In the beginning, I felt that this game was a bit difficult but one I started to grind (a term for playing for hours and getting into random battles to level up a character) away by having characters get to dragoon/samurai/ninja level, beating the game became much easier. Also, once you get the secret characters and the extra characters in the game, the damage caused by someone like Cidolfus Orlandeau or Meliadoul Tengille is devastating.
I was getting like easy one hit kills and with Cid getting one hit kills, some three at a time. So, granted, I didn’t want to spoil my gaming experience by using him all the time, but spending the time to grind and build everyone’s levels.

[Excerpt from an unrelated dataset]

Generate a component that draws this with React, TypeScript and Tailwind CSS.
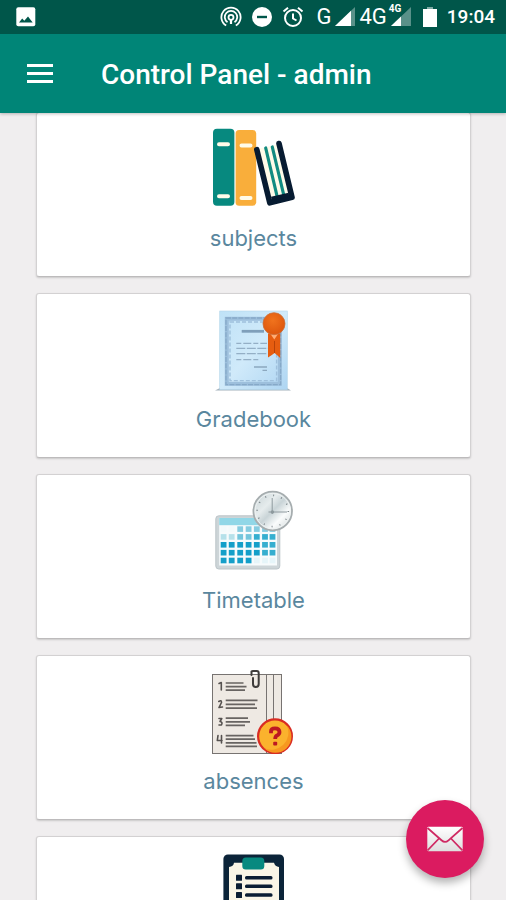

Granted, I was grinding long hours to get my characters to learn several jobs and build their levels but the overall experience was enjoyable as you strategize on how to defeat the opponent and know that you prepared a battle well with the characters you selected.
Is there room for extra gameplay when completing the game? Yes, definitely. Because there is room to build a character to get more secret characters, to get other jobs and so forth.

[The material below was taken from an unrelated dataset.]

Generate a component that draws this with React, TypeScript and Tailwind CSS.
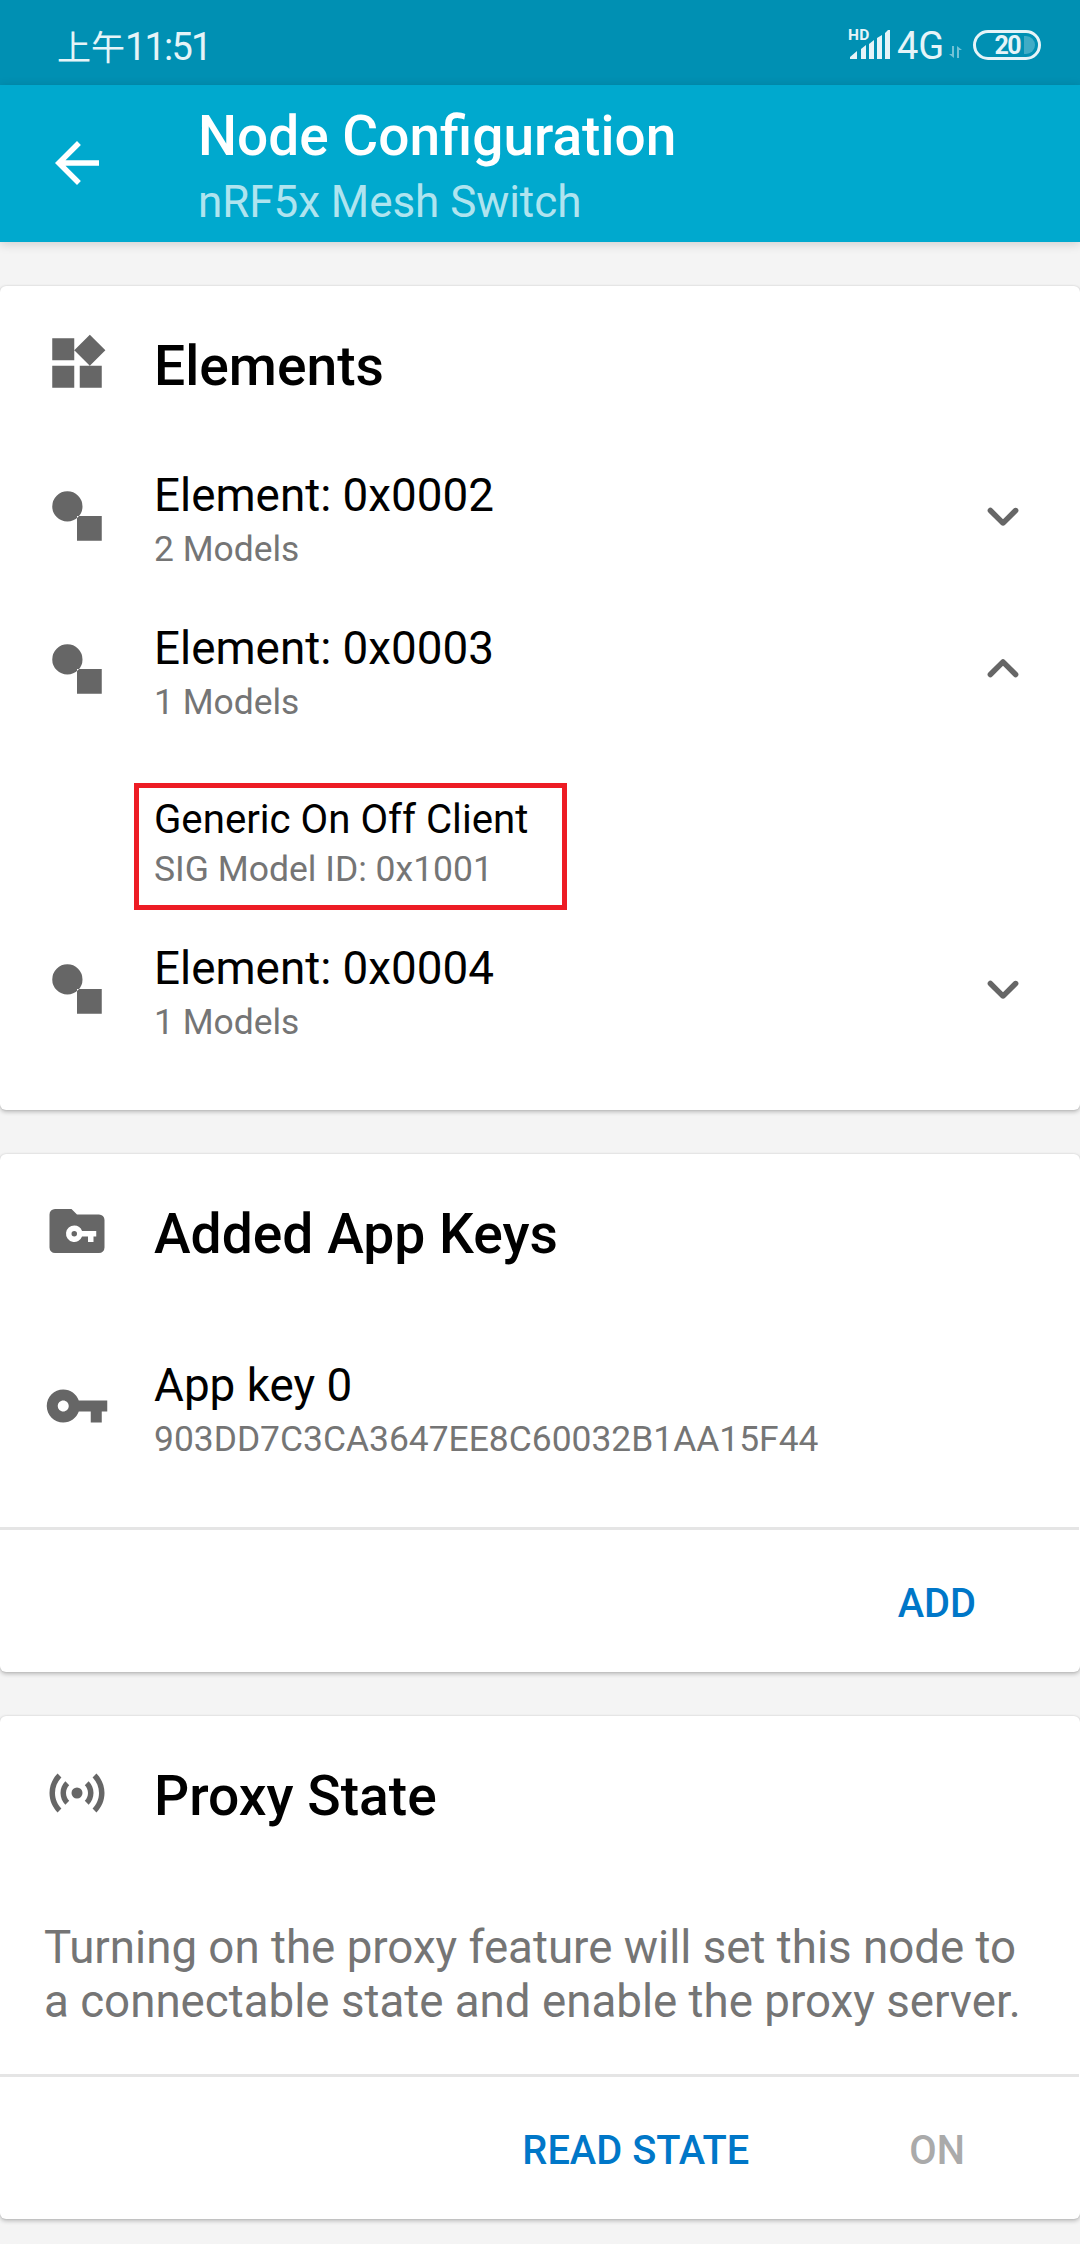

But here’s the thing, I highly recommend saving two saves of your game when you are not on a major mission. Especially at the end. Because once you get to the final level, you can only save during that battle and can’t go back to the map. So, you want that one save at the map and then the other used as a primary save.
Speaking of saving…definitely save often. No one likes playing for hours and leveling up to find out you didn’t save when your characters die and have to restart over from an earlier save. Don’t make that mistake!

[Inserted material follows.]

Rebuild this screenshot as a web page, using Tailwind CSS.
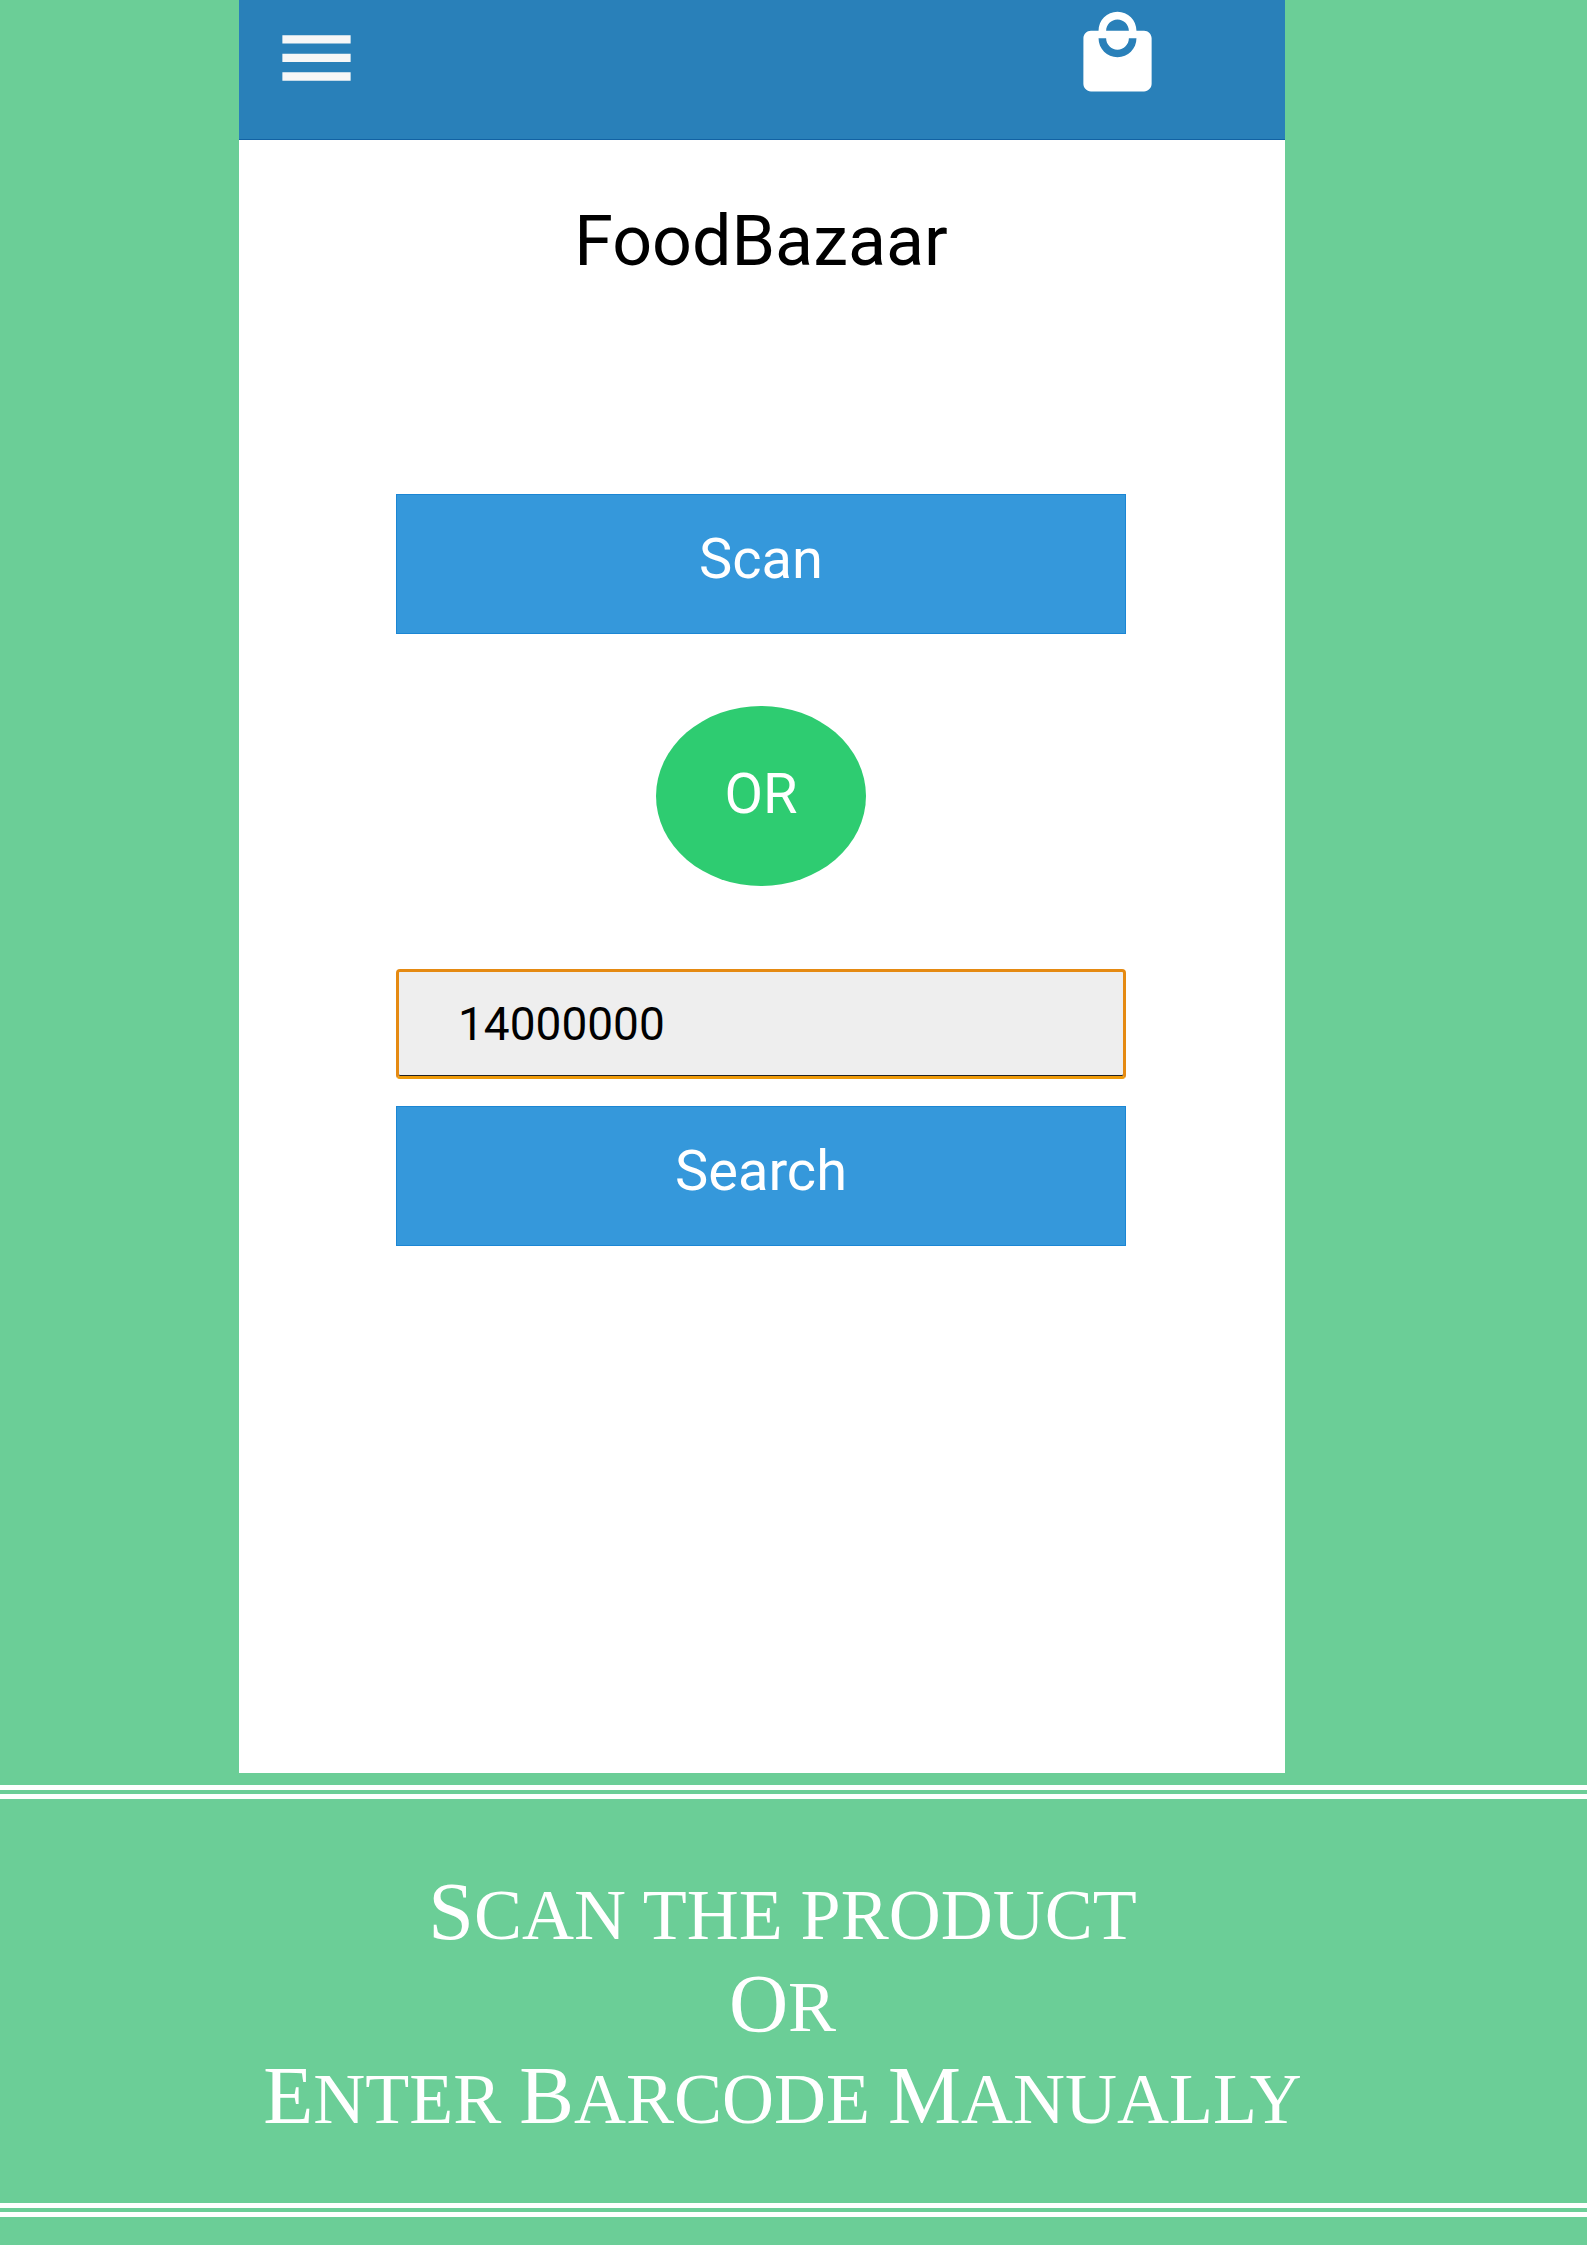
<!DOCTYPE html>
<html lang="en">
<head>
<meta charset="utf-8">
<meta name="viewport" content="width=device-width, initial-scale=1">
<title>FoodBazaar</title>
<script src="https://cdn.jsdelivr.net/npm/@tailwindcss/browser@4"></script>
</head>
<body class="min-h-screen bg-[#6bce97] font-['Roboto',sans-serif]">
  <div class="pr-[302px] pl-[239px]">
    <div class="bg-white">
      <header class="flex h-[140px] items-start justify-between border-b border-[#1262a3] bg-[#2980b9] pr-[122px] pl-8">
        <button type="button" aria-label="Menu" class="mt-3 text-[#f7f7f7]">
          <svg class="size-[91px]" viewBox="0 0 24 24" fill="currentColor" aria-hidden="true"><path d="M3 18.1h18v-2.2H3v2.2zm0-4.9h18V11H3v2.200zm0-7.100v2.200h18V6.100H3z"/></svg>
        </button>
        <a href="#" aria-label="Shopping bag" class="mt-2 text-white">
          <svg class="size-[91px]" viewBox="0 0 24 24" fill="currentColor" aria-hidden="true"><path d="M19 6h-2c0-2.76-2.24-5-5-5S7 3.24 7 6H5c-1.1 0-1.99.9-1.99 2L3 20c0 1.1.9 2 2 2h14c1.1 0 2-.9 2-2V8c0-1.1-.9-2-2-2zm-7-3c1.66 0 3 1.34 3 3H9c0-1.66 1.34-3 3-3zm0 10c-2.76 0-5-2.24-5-5h2c0 1.66 1.34 3 3 3s3-1.34 3-3h2c0 2.76-2.24 5-5 5z"/></svg>
        </a>
      </header>
      <main class="flex flex-col pt-[61px] pr-[159px] pb-[527px] pl-[157px]">
        <h1 class="text-center text-[70px] leading-[80px] text-black">FoodBazaar</h1>
        <button type="button" class="mt-[213px] h-[140px] border border-[#1b86d4] bg-[#3598db] pb-2.5 text-[56px] text-white">Scan</button>
        <div class="mt-[72px] flex h-[180px] w-[210px] items-center justify-center self-center rounded-[50%] bg-[#2ecc71] pb-1 text-[56px] text-white">OR</div>
        <form class="mt-[83px] flex flex-col gap-[27px]">
          <input type="text" aria-label="Barcode" value="14000000" class="h-[110px] w-full rounded-sm border-3 border-[#e58a12] border-b-[#ee9a08] bg-[#eeeeee] px-[59px] text-[46px] text-black shadow-[inset_0_-1px_0_#222] outline-none">
          <button type="button" class="h-[140px] border border-[#1b86d4] bg-[#3598db] pb-2.5 text-[56px] text-white">Search</button>
        </form>
      </main>
    </div>
  </div>
  <section class="mt-3 mb-7 border-y-14 border-double border-white pt-[70px] pr-[22px] pb-[58px] text-center font-['Liberation_Serif',serif] text-[72px] leading-[92px] text-white uppercase">
    <p><span class="inline-block first-letter:text-[82px] first-letter:leading-none">Scan</span> the product</p>
    <p><span class="inline-block first-letter:text-[82px] first-letter:leading-none">Or</span></p>
    <p><span class="inline-block first-letter:text-[82px] first-letter:leading-none">Enter</span> <span class="inline-block first-letter:text-[82px] first-letter:leading-none">Barcode</span> <span class="inline-block first-letter:text-[82px] first-letter:leading-none">Manually</span></p>
  </section>
</body>
</html>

But all in all, this game was fun but what negatives do I have to say about it? Not much, nitpicky if anything. With the release of “Disgaea” on the PSP which comes with an extra segment, definitely will entice someone who has played the game before to play it again. With “Final Fantasy Tactics”, we get multiplayer, new cut scenes with voices and new jobs but those who have followed the story would like to have some closure with the character of Delita. (Something happens after the credits end that will either make you feel hatred for him or feel that the character was pretty much expected to do what he did).
But that is the main nitpick if any that I could find. I’ve always wanted to see a final battle between Ramza vs. Delita but it is not meant to be.
I really didn’t mind the graphics and was not expecting any revamp ten years later. As much as I have been spoiled by awesome graphics with next gen consoles, I prefer to take gameplay over graphics and that is where “Final Fantasy Tactics: The War of the Lions” delivers.
It’s not the easiest game for noobies but if you are an RTS or tactics fan, I definitely recommend this game! You’ll put a lot of hours into it but all in all, it was worth it!
Now for those wondering what strategies I used to beat the game without using deleveling or getting the Dark Night Job:
- You want your characters to get to dragoon, samurai or ninja level. For Dragoon and Archer, DO NOT waste your time getting any level except the last one. Yes, grind away and have something powerful as a secondary power. For Ramza, I used Dragoon but mastered Samurai and had Samurai’s Idio powers as secondary. For another character, I had dancer as primary to get forbidden dance (and eventually all dances since it wasn’t so hard) and then while dragoon as a primary, used dancer to get extra JP during battles.
- Learn Teleport! You will need to have a character learn Time Mage’s “Teleport”. This let’s you get around the map easily with no restrictions. Granted you could only teleport at certain distance close by but in battles indoor or in castles, works great! Works great if you are a samurai, ninja, chemist or white or black mage. I’ve used teleport for Ramza and used his samurai idio to cause damage. Also, a few knights to get in different areas for quick kills and chemists or white mages to heal people in my team who are farther away in the map.
- Learn Dragonheart – Some like Shirahadori from the Samurai class but for your main characters, dragonheart (Dragoon) is great because the characters cast reraise. In other words, enemies kill your character, your character will come back to life. They won’t come back to full HP but by coming back to life, you can do that final hit or teleport somewhere else and heal yourself or have someone heal you. Works great on a character who can do multiple damage.
- Grinding – Yes, you will want to get into random battles to get JP to increase your level for each job. To get certain jobs especially completing missions at the taverns, you’re going to need extra characters. You can buy extra generic characters and build them up. This works great especially in later levels because once your highest level character starts gets into a random battle, the enemies also are stronger. Thus I don’t use the main characters and use generics and build them up to learn teleport, chemist abilities for healing and then a powerful offensive move. Also, you will be grinding away for many hours in random battles.
- Mustudio – He is very important because this machinist is integral in getting secret characters such as Final Fantasy XII’s Balthier, Final Fantasy VII’s Cloud and Final Fantasy Tactics A2 Luso to name a few. So, when you get into a battle that is marked in red on the map, make sure Mustudio is there. In the end, I had Mustudio as a dragoon and secondary as a chemist (Item). So, make sure you don’t lost him in battle.
- What to do with the money? – For all Final Fantasy games I have played, I have always bought potions and anything that can heal and have 99 (the maximum) of them in my posession. In Final Fantasy Tactics, your chemists will need these items. So, have a lot of X-Potions, Hi-Ether, Remedy and Phoenix Downs. As a chemist, you want to learn Phoenix Down and X-Potion first. As you win more battles successfully, you’re going to have more than enough money for armor. But if you are going to survive, you need a good defense as well as an offense and in order for that to happen, you want your characters alive. So, have all your characters become a chemist earlier on just enough to level up and learn those skills.
- Save Often – I said it before and I’ll say it again, save often. Save after each battle on the map. Have two saves which you will need before heading to the final battle. One save created on the map and one before you go into battle.